• **Written instruction**
Make an exact copy of the data below, leaving out every picture.

━━━━━ Given data

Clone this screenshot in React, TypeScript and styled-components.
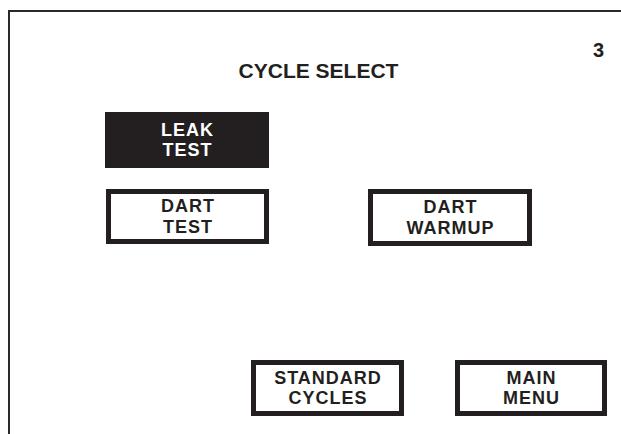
import styled, { createGlobalStyle } from "styled-components";

const GlobalStyle = createGlobalStyle`
  html, body {
    margin: 0;
    padding: 0;
    background: #ffffff;
    overflow: hidden;
  }
  body {
    font-family: "Liberation Sans", Arial, Helvetica, sans-serif;
    color: #231f20;
  }
`;

type Row = { label: string[]; filled?: boolean; width: number; height: number };

const topRow: Row[] = [{ label: ["LEAK", "TEST"], filled: true, width: 164, height: 56 }];
const midRow: Row[] = [
  { label: ["DART", "TEST"], width: 163, height: 55 },
  { label: ["DART", "WARMUP"], width: 164, height: 57 },
];
const bottomRow: Row[] = [
  { label: ["STANDARD", "CYCLES"], width: 153, height: 56 },
  { label: ["MAIN", "MENU"], width: 152, height: 56 },
];

function App() {
  const renderRow = (items: Row[]) =>
    items.map(item => (
      <CycleButton
        key={item.label.join(" ")}
        $filled={item.filled}
        $width={item.width}
        $height={item.height}
      >
        {item.label.map(line => (
          <Line key={line}>{line}</Line>
        ))}
      </CycleButton>
    ));

  return (
    <>
      <GlobalStyle />
      <Screen>
        <PageNumber>3</PageNumber>
        <Title>CYCLE SELECT</Title>
        <ButtonRow $indent={95} $gap={0} $top={31}>
          {renderRow(topRow)}
        </ButtonRow>
        <ButtonRow $indent={96} $gap={99} $top={21}>
          {renderRow(midRow)}
        </ButtonRow>
        <ButtonRow $indent={241} $gap={51} $top={114}>
          {renderRow(bottomRow)}
        </ButtonRow>
      </Screen>
    </>
  );
}

export default App;

const Screen = styled.div`
  box-sizing: border-box;
  width: 613px;
  height: 440px;
  margin: 10px 0 0 8px;
  border-top: 2px solid #2b2829;
  border-left: 2px solid #2b2829;
  display: flex;
  flex-direction: column;
`;

const PageNumber = styled.div`
  margin-top: 28px;
  padding-right: 17px;
  text-align: right;
  font-size: 20px;
  line-height: 20px;
  font-weight: 700;
`;

const Title = styled.h1`
  margin: 0;
  padding-left: 6px;
  text-align: center;
  font-size: 21px;
  line-height: 21px;
  font-weight: 700;
`;

const ButtonRow = styled.div<{ $indent: number; $gap: number; $top: number }>`
  display: flex;
  align-items: flex-start;
  margin-top: ${p => p.$top}px;
  padding-left: ${p => p.$indent}px;
  gap: ${p => p.$gap}px;
`;

const CycleButton = styled.div<{ $filled?: boolean; $width: number; $height: number }>`
  box-sizing: border-box;
  width: ${p => p.$width}px;
  height: ${p => p.$height}px;
  border: 5px solid #231f20;
  background: ${p => (p.$filled ? "#231f20" : "#ffffff")};
  color: ${p => (p.$filled ? "#ffffff" : "#231f20")};
  display: flex;
  flex-direction: column;
  align-items: center;
  justify-content: center;
  font-size: 18px;
  line-height: 21px;
  font-weight: 700;
  letter-spacing: 1px;
`;

const Line = styled.span`
  display: block;
  line-height: 20.5px;
  text-indent: 1px;
`;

━━━━━━━━━━

• **Expected output**
Clone this screenshot in React, TypeScript and styled-components.
import styled, { createGlobalStyle } from "styled-components";

const GlobalStyle = createGlobalStyle`
  html, body {
    margin: 0;
    padding: 0;
    background: #ffffff;
    overflow: hidden;
  }
  body {
    font-family: "Liberation Sans", Arial, Helvetica, sans-serif;
    color: #231f20;
  }
`;

type Row = { label: string[]; filled?: boolean; width: number; height: number };

const topRow: Row[] = [{ label: ["LEAK", "TEST"], filled: true, width: 164, height: 56 }];
const midRow: Row[] = [
  { label: ["DART", "TEST"], width: 163, height: 55 },
  { label: ["DART", "WARMUP"], width: 164, height: 57 },
];
const bottomRow: Row[] = [
  { label: ["STANDARD", "CYCLES"], width: 153, height: 56 },
  { label: ["MAIN", "MENU"], width: 152, height: 56 },
];

function App() {
  const renderRow = (items: Row[]) =>
    items.map(item => (
      <CycleButton
        key={item.label.join(" ")}
        $filled={item.filled}
        $width={item.width}
        $height={item.height}
      >
        {item.label.map(line => (
          <Line key={line}>{line}</Line>
        ))}
      </CycleButton>
    ));

  return (
    <>
      <GlobalStyle />
      <Screen>
        <PageNumber>3</PageNumber>
        <Title>CYCLE SELECT</Title>
        <ButtonRow $indent={95} $gap={0} $top={31}>
          {renderRow(topRow)}
        </ButtonRow>
        <ButtonRow $indent={96} $gap={99} $top={21}>
          {renderRow(midRow)}
        </ButtonRow>
        <ButtonRow $indent={241} $gap={51} $top={114}>
          {renderRow(bottomRow)}
        </ButtonRow>
      </Screen>
    </>
  );
}

export default App;

const Screen = styled.div`
  box-sizing: border-box;
  width: 613px;
  height: 440px;
  margin: 10px 0 0 8px;
  border-top: 2px solid #2b2829;
  border-left: 2px solid #2b2829;
  display: flex;
  flex-direction: column;
`;

const PageNumber = styled.div`
  margin-top: 28px;
  padding-right: 17px;
  text-align: right;
  font-size: 20px;
  line-height: 20px;
  font-weight: 700;
`;

const Title = styled.h1`
  margin: 0;
  padding-left: 6px;
  text-align: center;
  font-size: 21px;
  line-height: 21px;
  font-weight: 700;
`;

const ButtonRow = styled.div<{ $indent: number; $gap: number; $top: number }>`
  display: flex;
  align-items: flex-start;
  margin-top: ${p => p.$top}px;
  padding-left: ${p => p.$indent}px;
  gap: ${p => p.$gap}px;
`;

const CycleButton = styled.div<{ $filled?: boolean; $width: number; $height: number }>`
  box-sizing: border-box;
  width: ${p => p.$width}px;
  height: ${p => p.$height}px;
  border: 5px solid #231f20;
  background: ${p => (p.$filled ? "#231f20" : "#ffffff")};
  color: ${p => (p.$filled ? "#ffffff" : "#231f20")};
  display: flex;
  flex-direction: column;
  align-items: center;
  justify-content: center;
  font-size: 18px;
  line-height: 21px;
  font-weight: 700;
  letter-spacing: 1px;
`;

const Line = styled.span`
  display: block;
  line-height: 20.5px;
  text-indent: 1px;
`;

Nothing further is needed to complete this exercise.